Now, we have a look into the details of the localise() function. We will only talk about the parts that are responsible for the task, not for printing out the results onto the screen. First, we define the sources we are going to synthesise and start the Binaural simulator:

brirs = { ...
    'impulse_responses/qu_kemar_rooms/auditorium3/QU_KEMAR_Auditorium3_src1_xs+0.00_ys+3.97.sofa'; ...
    'impulse_responses/qu_kemar_rooms/auditorium3/QU_KEMAR_Auditorium3_src2_xs+4.30_ys+3.42.sofa'; ...
    'impulse_responses/qu_kemar_rooms/auditorium3/QU_KEMAR_Auditorium3_src3_xs+2.20_ys-1.94.sofa'; ...
    'impulse_responses/qu_kemar_rooms/auditorium3/QU_KEMAR_Auditorium3_src4_xs+0.00_ys+1.50.sofa'; ...
    'impulse_responses/qu_kemar_rooms/auditorium3/QU_KEMAR_Auditorium3_src5_xs-0.75_ys+1.30.sofa'; ...
    'impulse_responses/qu_kemar_rooms/auditorium3/QU_KEMAR_Auditorium3_src6_xs+0.75_ys+1.30.sofa'; ...
    };
headOrientation = 90; % towards y-axis (facing src1)
sourceAngles = [90, 38.5, -41.4, 90, 120, 60] - headOrientation; % phi = atan2d(ys,xs)

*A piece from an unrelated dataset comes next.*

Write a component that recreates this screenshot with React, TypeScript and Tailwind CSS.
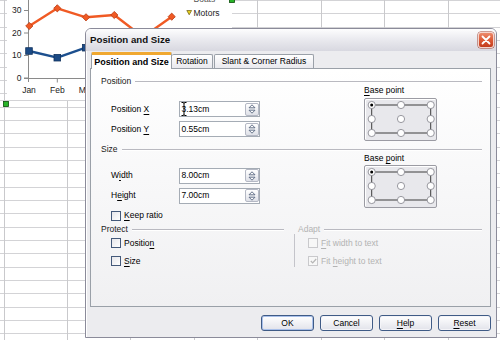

After that we have a loop over the different sources in which we are loading the corresponding BRIR into the Binaural simulator and run the Blackboard system inside the estimateAzimuth function:

for ii = 1:length(sourceAngles)
    direction = sourceAngles(ii);
    sim.Sources{1}.IRDataset = simulator.DirectionalIR(brirs{ii});
    sim.rotateHead(headOrientation, 'absolute');
    sim.Init = true;
    % GmmLocationKS w head rot.
    phi1 = estimateAzimuth(sim, 'BlackboardGmm.xml');
    resetBinauralSimulator(sim, headOrientation);
    % GmmLocationKS wo head rot.
    phi2 = estimateAzimuth(sim, 'BlackboardGmmNoHeadRotation.xml');
    sim.ShutDown = true;
end

As we run four different blackboards after each other, we have to reinitialise the Binaural simulator in between.